WHAT YOU NEED TO DO:
Word for word, quote all of the material, omitting the pictures.

###

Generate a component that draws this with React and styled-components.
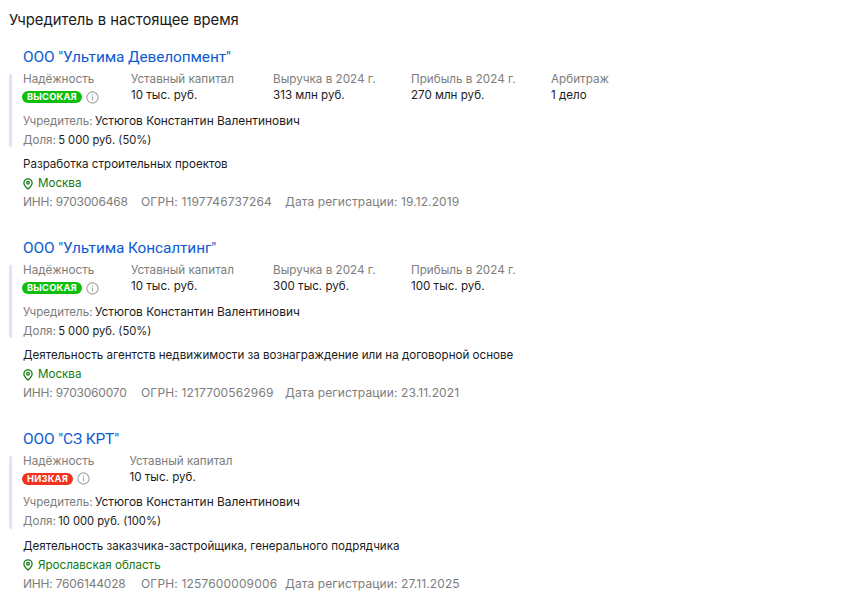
import React from "react";
import styled, { createGlobalStyle } from "styled-components";

const Global = createGlobalStyle`
  html, body { margin: 0; padding: 0; background: #fff; }
  body { font-family: Inter, "Noto Sans", sans-serif; color: #1c1c1c; }
`;
const Page = styled.div`
  width: 864px; height: 606px; overflow: hidden; box-sizing: border-box;
  padding: 11px 0 0 9px;
`;
const Heading = styled.h2`
  margin: 0 0 17px; font-size: 14.8px; line-height: 19px; font-weight: 400; color: #1a1a1a;
`;
const Company = styled.section`
  height: 190.75px; display: flex; flex-direction: column;
`;
const Title = styled.a`
  margin-left: 14px; font-family: Roboto, sans-serif; font-size: 15.4px; line-height: 20px; letter-spacing: -0.1px;
  color: #0d5bd3; text-decoration: none; align-self: flex-start; white-space: nowrap;
`;
const Founder = styled.div`
  margin-top: 7.3px; border-left: 3px solid #dfe2fb; border-radius: 2px; padding-left: 11px;
  display: flex; flex-direction: column; height: 73px; box-sizing: border-box;
`;
const Metrics = styled.div`display: flex; margin: -2px 0 7.5px;`;
const Metric = styled.div`
  display: flex; flex-direction: column; flex: none; width: ${p => p.$w}px;
`;
const Label = styled.div`font-size: 11.7px; line-height: 15px; color: #7d7d7d; white-space: nowrap;`;
const Value = styled.div`font-size: 11.6px; line-height: 16px; color: #1c1c1c; white-space: nowrap;`;
const BadgeRow = styled.div`display: flex; align-items: center; gap: 4px; height: 12px; margin-top: 4px; white-space: nowrap;`;
const Badge = styled.span`
  background: ${p => p.$bg}; color: #fff; font-size: 9.3px; line-height: 12px; font-weight: 700;
  letter-spacing: .2px; padding: 0 5px; border-radius: 6px; margin-left: -1px; height: 12px;
`;
const Line = styled.div`font-size: 11.6px; line-height: 19px; color: #1c1c1c; white-space: nowrap;`;
const Muted = styled.span`color: #7d7d7d; font-size: 11.6px; margin-right: -1px;`;
const Person = styled.span`font-size: 11.9px;`;
const Share = styled.span`font-size: 11.2px;`;
const Body = styled.div`margin-left: 14px; margin-top: 8px; display: flex; flex-direction: column;`;
const City = styled.div`
  display: flex; align-items: center; gap: 5px; font-size: 11.6px; line-height: 19px; color: #137a13;
`;
const Ids = styled.div`
  display: flex; font-size: 12px; line-height: 17.5px; color: #7d7d7d; white-space: nowrap;
`;
const Id = styled.span`flex: none; width: ${p => p.$w}px; letter-spacing: ${p => p.$ls}px;`;

const Info = () => (
  <svg width="13" height="13" viewBox="0 0 13 13" fill="none" stroke="#a3a3a3" strokeWidth="1.1">
    <circle cx="6.5" cy="6.5" r="5.6" />
    <path d="M6.5 5.6v3.8M6.5 3.2v1.2" />
  </svg>
);
const Pin = () => (
  <svg width="10" height="12" viewBox="0 0 11 13" fill="none" stroke="#137a13" strokeWidth="1.4">
    <path d="M5.5 12C3 9.8 1 7.8 1 5.3a4.5 4.5 0 0 1 9 0C10 7.8 8 9.8 5.5 12Z" />
    <circle cx="5.5" cy="5.2" r="1.5" />
  </svg>
);

const data = [
  { name: 'ООО "Ультима Девелопмент"', level: "ВЫСОКАЯ", bg: "#0cbf0c", w: 108,
    metrics: [["Уставный капитал", "10 тыс. руб.", 142], ["Выручка в 2024 г.", "313 млн руб.", 138], ["Прибыль в 2024 г.", "270 млн руб.", 140], ["Арбитраж", "1 дело", 100]],
    share: "5 000 руб. (50%)", activity: "Разработка строительных проектов", city: "Москва",
    inn: "9703006468", ogrn: "1197746737264", date: "19.12.2019" },
  { name: 'ООО "Ультима Консалтинг"', level: "ВЫСОКАЯ", bg: "#0cbf0c", w: 108,
    metrics: [["Уставный капитал", "10 тыс. руб.", 142], ["Выручка в 2024 г.", "300 тыс. руб.", 138], ["Прибыль в 2024 г.", "100 тыс. руб.", 140]],
    share: "5 000 руб. (50%)", activity: "Деятельность агентств недвижимости за вознаграждение или на договорной основе", city: "Москва",
    inn: "9703060070", ogrn: "1217700562969", date: "23.11.2021" },
  { name: 'ООО "СЗ КРТ"', level: "НИЗКАЯ", bg: "#f0321e", w: 106.5,
    metrics: [["Уставный капитал", "10 тыс. руб.", 142]],
    share: "10 000 руб. (100%)", activity: "Деятельность заказчика-застройщика, генерального подрядчика", city: "Ярославская область",
    inn: "7606144028", ogrn: "1257600009006", date: "27.11.2025" },
];

export default function App() {
  return (
    <Page>
      <Global />
      <Heading>Учредитель в настоящее время</Heading>
      {data.map(c => (
        <Company key={c.inn}>
          <Title>{c.name}</Title>
          <Founder>
            <Metrics>
              <Metric $w={c.w}>
                <Label>Надёжность</Label>
                <BadgeRow><Badge $bg={c.bg}>{c.level}</Badge><Info /></BadgeRow>
              </Metric>
              {c.metrics.map(([l, v, w]) => (
                <Metric key={l} $w={w}><Label>{l}</Label><Value>{v}</Value></Metric>
              ))}
            </Metrics>
            <Line><Muted>Учредитель:</Muted> <Person>Устюгов Константин Валентинович</Person></Line>
            <Line><Muted>Доля:</Muted> <Share>{c.share}</Share></Line>
          </Founder>
          <Body>
            <Line>{c.activity}</Line>
            <City><Pin />{c.city}</City>
            <Ids>
              <Id $w={118} $ls={-0.2}>ИНН: {c.inn}</Id>
              <Id $w={144} $ls={0.15}>ОГРН: {c.ogrn}</Id>
              <Id $ls={0.1}>Дата регистрации: {c.date}</Id>
            </Ids>
          </Body>
        </Company>
      ))}
    </Page>
  );
}
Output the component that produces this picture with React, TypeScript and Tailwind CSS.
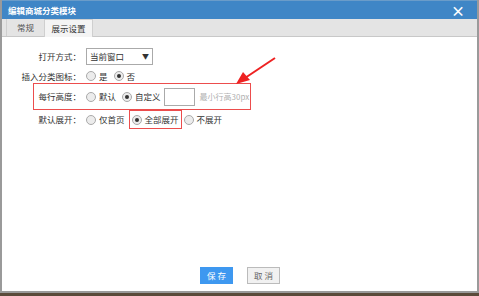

###

SOLUTION TO THIS TASK:
Generate a component that draws this with React and styled-components.
import React from "react";
import styled, { createGlobalStyle } from "styled-components";

const Global = createGlobalStyle`
  html, body { margin: 0; padding: 0; background: #fff; }
  body { font-family: Inter, "Noto Sans", sans-serif; color: #1c1c1c; }
`;
const Page = styled.div`
  width: 864px; height: 606px; overflow: hidden; box-sizing: border-box;
  padding: 11px 0 0 9px;
`;
const Heading = styled.h2`
  margin: 0 0 17px; font-size: 14.8px; line-height: 19px; font-weight: 400; color: #1a1a1a;
`;
const Company = styled.section`
  height: 190.75px; display: flex; flex-direction: column;
`;
const Title = styled.a`
  margin-left: 14px; font-family: Roboto, sans-serif; font-size: 15.4px; line-height: 20px; letter-spacing: -0.1px;
  color: #0d5bd3; text-decoration: none; align-self: flex-start; white-space: nowrap;
`;
const Founder = styled.div`
  margin-top: 7.3px; border-left: 3px solid #dfe2fb; border-radius: 2px; padding-left: 11px;
  display: flex; flex-direction: column; height: 73px; box-sizing: border-box;
`;
const Metrics = styled.div`display: flex; margin: -2px 0 7.5px;`;
const Metric = styled.div`
  display: flex; flex-direction: column; flex: none; width: ${p => p.$w}px;
`;
const Label = styled.div`font-size: 11.7px; line-height: 15px; color: #7d7d7d; white-space: nowrap;`;
const Value = styled.div`font-size: 11.6px; line-height: 16px; color: #1c1c1c; white-space: nowrap;`;
const BadgeRow = styled.div`display: flex; align-items: center; gap: 4px; height: 12px; margin-top: 4px; white-space: nowrap;`;
const Badge = styled.span`
  background: ${p => p.$bg}; color: #fff; font-size: 9.3px; line-height: 12px; font-weight: 700;
  letter-spacing: .2px; padding: 0 5px; border-radius: 6px; margin-left: -1px; height: 12px;
`;
const Line = styled.div`font-size: 11.6px; line-height: 19px; color: #1c1c1c; white-space: nowrap;`;
const Muted = styled.span`color: #7d7d7d; font-size: 11.6px; margin-right: -1px;`;
const Person = styled.span`font-size: 11.9px;`;
const Share = styled.span`font-size: 11.2px;`;
const Body = styled.div`margin-left: 14px; margin-top: 8px; display: flex; flex-direction: column;`;
const City = styled.div`
  display: flex; align-items: center; gap: 5px; font-size: 11.6px; line-height: 19px; color: #137a13;
`;
const Ids = styled.div`
  display: flex; font-size: 12px; line-height: 17.5px; color: #7d7d7d; white-space: nowrap;
`;
const Id = styled.span`flex: none; width: ${p => p.$w}px; letter-spacing: ${p => p.$ls}px;`;

const Info = () => (
  <svg width="13" height="13" viewBox="0 0 13 13" fill="none" stroke="#a3a3a3" strokeWidth="1.1">
    <circle cx="6.5" cy="6.5" r="5.6" />
    <path d="M6.5 5.6v3.8M6.5 3.2v1.2" />
  </svg>
);
const Pin = () => (
  <svg width="10" height="12" viewBox="0 0 11 13" fill="none" stroke="#137a13" strokeWidth="1.4">
    <path d="M5.5 12C3 9.8 1 7.8 1 5.3a4.5 4.5 0 0 1 9 0C10 7.8 8 9.8 5.5 12Z" />
    <circle cx="5.5" cy="5.2" r="1.5" />
  </svg>
);

const data = [
  { name: 'ООО "Ультима Девелопмент"', level: "ВЫСОКАЯ", bg: "#0cbf0c", w: 108,
    metrics: [["Уставный капитал", "10 тыс. руб.", 142], ["Выручка в 2024 г.", "313 млн руб.", 138], ["Прибыль в 2024 г.", "270 млн руб.", 140], ["Арбитраж", "1 дело", 100]],
    share: "5 000 руб. (50%)", activity: "Разработка строительных проектов", city: "Москва",
    inn: "9703006468", ogrn: "1197746737264", date: "19.12.2019" },
  { name: 'ООО "Ультима Консалтинг"', level: "ВЫСОКАЯ", bg: "#0cbf0c", w: 108,
    metrics: [["Уставный капитал", "10 тыс. руб.", 142], ["Выручка в 2024 г.", "300 тыс. руб.", 138], ["Прибыль в 2024 г.", "100 тыс. руб.", 140]],
    share: "5 000 руб. (50%)", activity: "Деятельность агентств недвижимости за вознаграждение или на договорной основе", city: "Москва",
    inn: "9703060070", ogrn: "1217700562969", date: "23.11.2021" },
  { name: 'ООО "СЗ КРТ"', level: "НИЗКАЯ", bg: "#f0321e", w: 106.5,
    metrics: [["Уставный капитал", "10 тыс. руб.", 142]],
    share: "10 000 руб. (100%)", activity: "Деятельность заказчика-застройщика, генерального подрядчика", city: "Ярославская область",
    inn: "7606144028", ogrn: "1257600009006", date: "27.11.2025" },
];

export default function App() {
  return (
    <Page>
      <Global />
      <Heading>Учредитель в настоящее время</Heading>
      {data.map(c => (
        <Company key={c.inn}>
          <Title>{c.name}</Title>
          <Founder>
            <Metrics>
              <Metric $w={c.w}>
                <Label>Надёжность</Label>
                <BadgeRow><Badge $bg={c.bg}>{c.level}</Badge><Info /></BadgeRow>
              </Metric>
              {c.metrics.map(([l, v, w]) => (
                <Metric key={l} $w={w}><Label>{l}</Label><Value>{v}</Value></Metric>
              ))}
            </Metrics>
            <Line><Muted>Учредитель:</Muted> <Person>Устюгов Константин Валентинович</Person></Line>
            <Line><Muted>Доля:</Muted> <Share>{c.share}</Share></Line>
          </Founder>
          <Body>
            <Line>{c.activity}</Line>
            <City><Pin />{c.city}</City>
            <Ids>
              <Id $w={118} $ls={-0.2}>ИНН: {c.inn}</Id>
              <Id $w={144} $ls={0.15}>ОГРН: {c.ogrn}</Id>
              <Id $ls={0.1}>Дата регистрации: {c.date}</Id>
            </Ids>
          </Body>
        </Company>
      ))}
    </Page>
  );
}
Output the component that produces this picture with React, TypeScript and Tailwind CSS.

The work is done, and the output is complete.